Powerful Poster Presentations: The Title

A poster must be visually interesting, aesthetically pleasing, concise, easy to follow, accurate, convey the main points, and establish your credibility as a scientist! And the first step toward accomplishing these goals is to write an effective title.

The title must be carefully written because it’s the element that’s most likely to be read. Conciseness is key; include only essential words. The title should be prominently placed on the poster, either centered or left justified at the top. Don’t underline or italicize it. Don’t capitalize all the letters of the title because it makes it more difficult to read; capitalize only the first letter of all words that are four or more letters and short verb forms (e.g., is and be). Another style of capitalization used for posters is to capitalize only the first letter of the title and use lowercase for all other words. You may want to review the conventions of your field to determine what capitalization style to follow.

Underneath the title, place your name and affiliation, and include all additional researchers’ names and affiliations. Poster titles are listed in the program, and if they’re concise, intriguing, and accurate, you’re likely to pull in some viewers.

Which among these titles is likely to engage an audience?

Bad:  Changes in raccoon predation behavior affects turtle nest census                   Bad:  Changes in Procyon lotor predation behavior affects Malaclemys terrapin nest census
Better:  Changes in raccoon (Procyon lotor) predation behavior affects turtle (Malaclemys terrapin) nest census                                                                                                  Better yet:  Turtle (Malaclemys terrapin) nest census underestimated: predation behavior of raccoons (Procyon lotor) examined by calcium measurements

Issue:  Using only the scientific names may decrease comprehension of the title and negatively affect interest in poster. Using the common names and placing the scientific names in parentheses is a good choice. The colon also helps add a secondary explanation.

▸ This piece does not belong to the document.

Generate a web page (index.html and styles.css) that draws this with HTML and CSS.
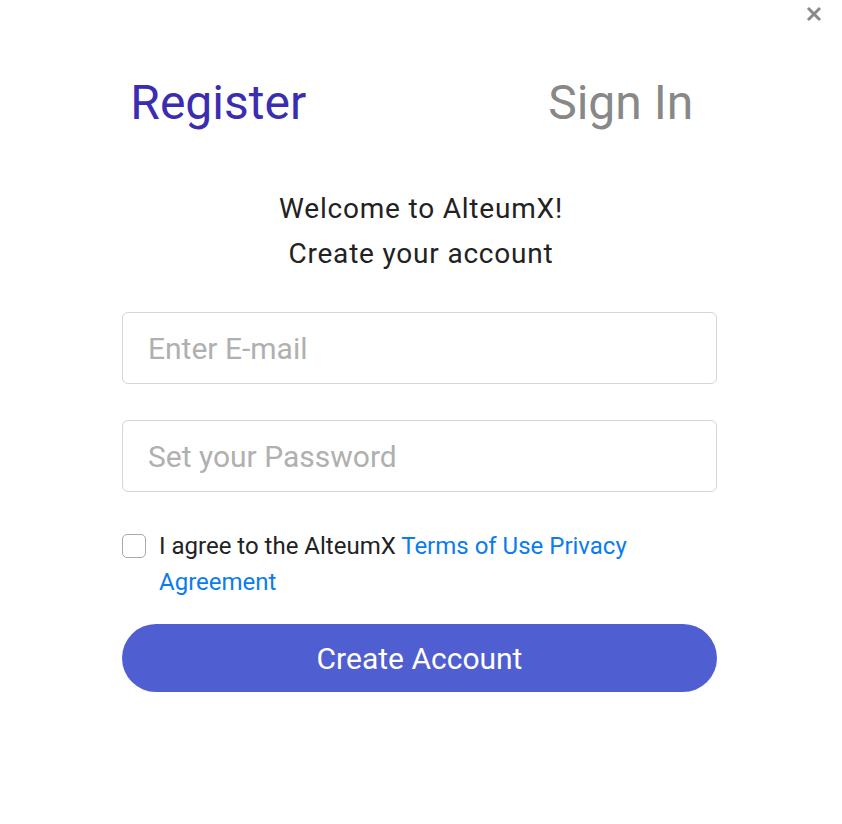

Bad:  The relationship of sponge interior canal size and individual sponge volume to identity and diversity of Synalpheus inhabitants
Bad:  Body size is related to host use in a diverse clade of closely related snapping shrimp species (Synalpheus)
Better:  Sponge host characteristics shape the community structure of their shrimp associates

Issue:  Avoid vague terms such as relationships, involvement, effects or affects. Be precise. It may be necessary to develop a list of possible titles and select the best one for the specific audience. Notice the term, Synalpheus, is unlikely to be understood by many.  Aim for expressing the poster’s key message in a short phrase that your audience will find easy to understand.

Bad:  How to develop sustainable tourism in Jamaica?
Better:  Developing sustainable tourism: managers’ assessment of Jamaica’s ten-year master plan
Issue:  Use a question mark at the end of a title only if no single answer is presented, and the thrust of the poster is generating possible likely answers.

Titles hold the key to whether your viewer will be curious enough to keep reading your poster. We all have experienced the power of a title. In fact, right now one of the movies I want to see is Extremely Loud & Incredibly Close because I like the parallelism of the title. The title makes me want to know more. Make sure your poster title makes your viewers want to know more.